A number of geographical features of British Columbia, including the river and eponymous city of Powell River and Powell Lake, were named in his honour.

In May 2021, the Tla'amin Nation submitted a request to Powell River city council to change the city's name to replace or omit Powell's. In May of 2024 a spokesperson for the joint working group for Powell River’s possible name change, an adjunct professor at UBC, stated: "three years since Tla’amin Nation’s efforts first began, and there’s not much to show for it in a way of tangible change."

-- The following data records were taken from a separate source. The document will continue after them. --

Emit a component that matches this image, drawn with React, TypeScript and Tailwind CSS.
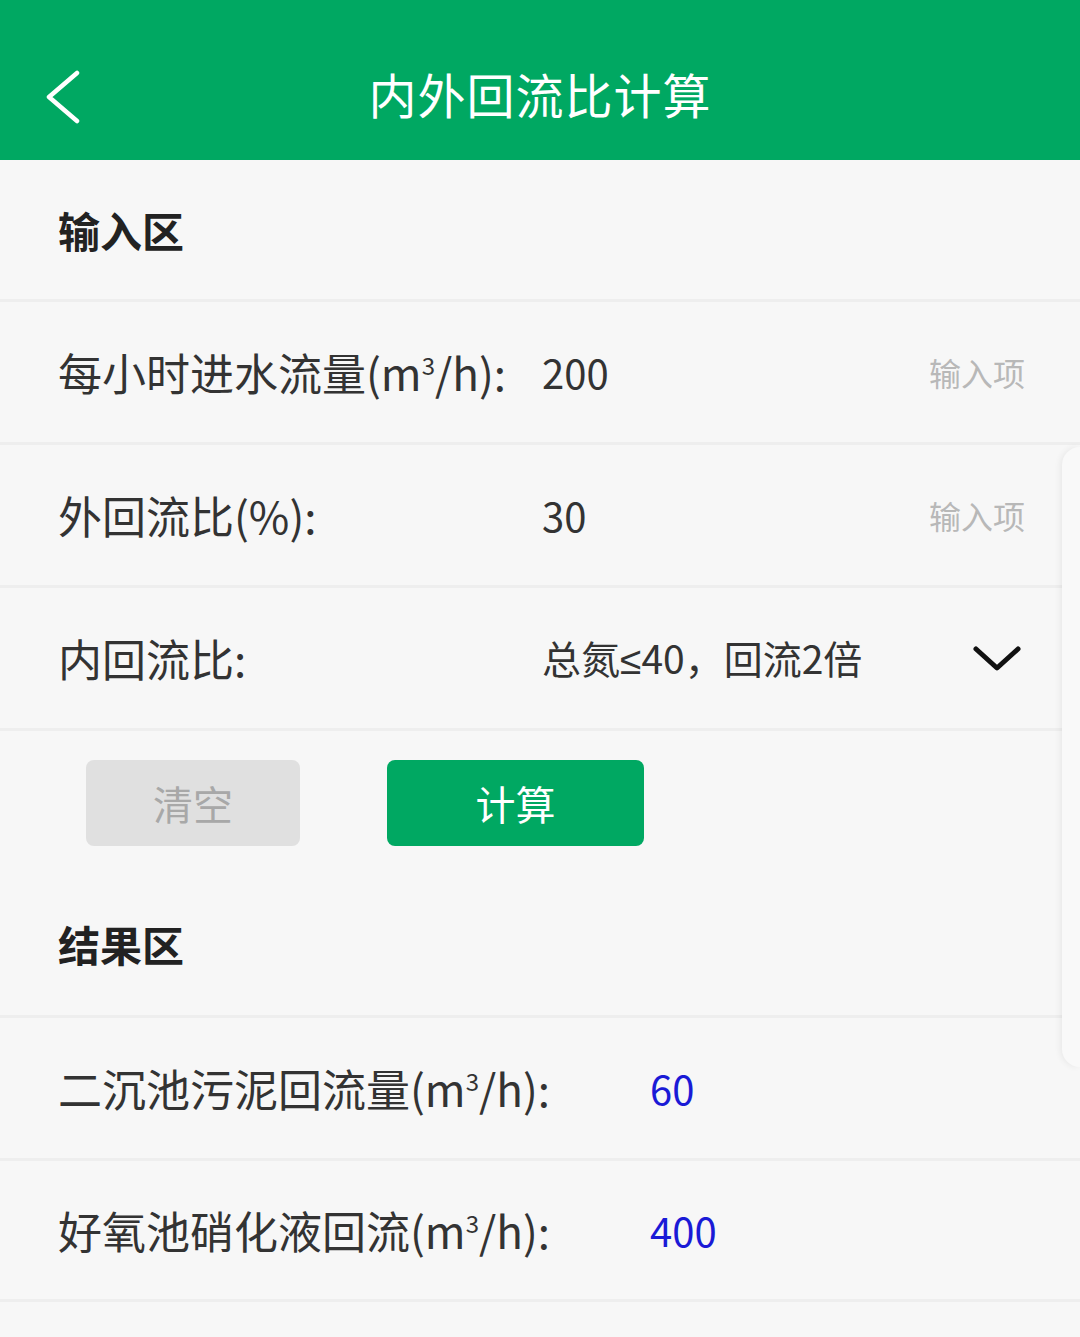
import React from "react";

const font = { fontFamily: '"Noto Sans CJK SC", "Noto Sans", sans-serif' };

function Sep() {
  return <div className="h-[3px] bg-[#eeeeee]" />;
}

function M3() {
  return (
    <>
      (m<span className="relative -top-[16px] text-[24px]">3</span>/h):
    </>
  );
}

function InputRow({ label, value, placeholder }: { label: React.ReactNode; value: string; placeholder: string }) {
  return (
    <div className="flex h-[140px] items-center pl-[58px] pr-[55px]">
      <div className="w-[484px] text-[44px] text-[#333333] leading-none whitespace-nowrap">{label}</div>
      <div className="flex-1 text-[40px] text-[#333333] leading-none">{value}</div>
      <div className="text-[32px] text-[#b8b8b8] leading-none">{placeholder}</div>
    </div>
  );
}

export default function App() {
  return (
    <div className="relative w-[1080px] h-[1337px] overflow-hidden bg-[#f7f7f7]" style={font}>
      <div className="relative flex h-[160px] items-center justify-center bg-[#00a862]">
        <svg className="absolute left-[44px] top-[70px]" width="40" height="54" viewBox="0 0 40 54" fill="none">
          <polyline points="33,3 5,27 33,51" stroke="white" strokeWidth="4.5" strokeLinecap="round" strokeLinejoin="round" />
        </svg>
        <div className="pt-[28px] pb-[2px] text-[48px] text-white leading-none tracking-[1px]">内外回流比计算</div>
      </div>

      <div className="flex h-[139px] items-center pl-[58px] text-[42px] font-bold text-[#222222] leading-none">输入区</div>
      <Sep />
      <InputRow
        label={
          <>
            每小时进水流量<M3 />
          </>
        }
        value="200"
        placeholder="输入项"
      />
      <Sep />
      <InputRow label="外回流比(%):" value="30" placeholder="输入项" />
      <Sep />
      <div className="flex h-[140px] items-center pl-[58px] pr-[58px]">
        <div className="w-[484px] text-[44px] text-[#333333] leading-none">内回流比:</div>
        <div className="flex-1 text-[39px] text-[#333333] leading-none whitespace-nowrap">
          总氮<span style={{ fontFamily: '"Noto Sans", sans-serif' }}>≤</span>40，回流2倍
        </div>
        <svg width="50" height="30" viewBox="0 0 50 30" fill="none">
          <polyline points="4,6 25,25 46,6" stroke="#111111" strokeWidth="5" strokeLinecap="round" strokeLinejoin="round" />
        </svg>
      </div>
      <Sep />

      <div className="flex h-[141px] items-start gap-[87px] pl-[86px] pt-[29px]">
        <button className="flex h-[86px] w-[214px] items-center justify-center rounded-[8px] bg-[#e0e0e0] text-[40px] text-[#a8a8a8] leading-none">
          清空
        </button>
        <button className="flex h-[86px] w-[257px] items-center justify-center rounded-[8px] bg-[#00a862] text-[40px] text-white leading-none">
          计算
        </button>
      </div>

      <div className="flex h-[143px] items-center pl-[58px] text-[42px] font-bold text-[#222222] leading-none">结果区</div>
      <Sep />
      <div className="flex h-[140px] items-center pl-[58px]">
        <div className="w-[592px] text-[44px] text-[#333333] leading-none whitespace-nowrap">
          二沉池污泥回流量<M3 />
        </div>
        <div className="text-[40px] text-[#1a1ad6] leading-none">60</div>
      </div>
      <Sep />
      <div className="flex h-[138px] items-center pl-[58px]">
        <div className="w-[592px] text-[44px] text-[#333333] leading-none whitespace-nowrap">
          好氧池硝化液回流<M3 />
        </div>
        <div className="text-[40px] text-[#1a1ad6] leading-none">400</div>
      </div>
      <Sep />

      <div className="absolute right-0 top-[447px] h-[620px] w-[18px] rounded-l-[26px] bg-[#f9f9f9] shadow-[-2px_0_6px_rgba(0,0,0,0.06)]" />
    </div>
  );
}
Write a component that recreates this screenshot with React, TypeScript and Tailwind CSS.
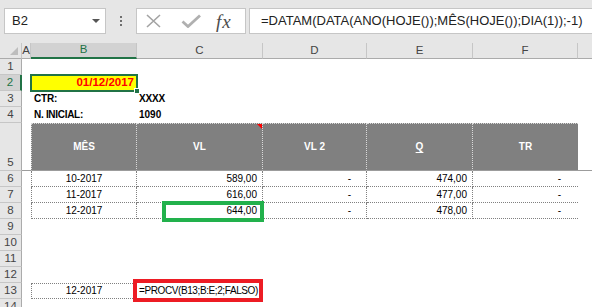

Vancouver Island University has since changed the name of their campus in the qathet region to tiwšɛmawtxw (tyew-shem-out), which means house of learning; the name was a gift to the institution from the Tla’amin Nation Executive Council to acknowledge VIU's "readiness and willingness to participate and engage in meaningful reconciliation."

On June 10, 2021, in light of the finding of unmarked gravesites and the remains of 215 children at the former Kamloops Indian Residential School, of which Powell was a leading proponent of its creation, the City of Victoria announced the cancellation of its upcoming Canada Day festivities. An alternative broadcast was proposed in collaboration with local First Nations to "[explore] what it means to be Canadian, in light of recent events."

On July 25, 2022, the regional hospital serving the catchment including the City of Powell River changed its name from 'Powell River General Hospital' to 'qathet General Hospital' at the request of the Tla'amin First Nation.

In May 2024, on the third anniversary of Beaulieu's survey, Tkʼemlúps te Secwépemc issued a statement that referred to the 215 suspected burial sites as "anomalies" rather than "children", which was used in its 2021 statement.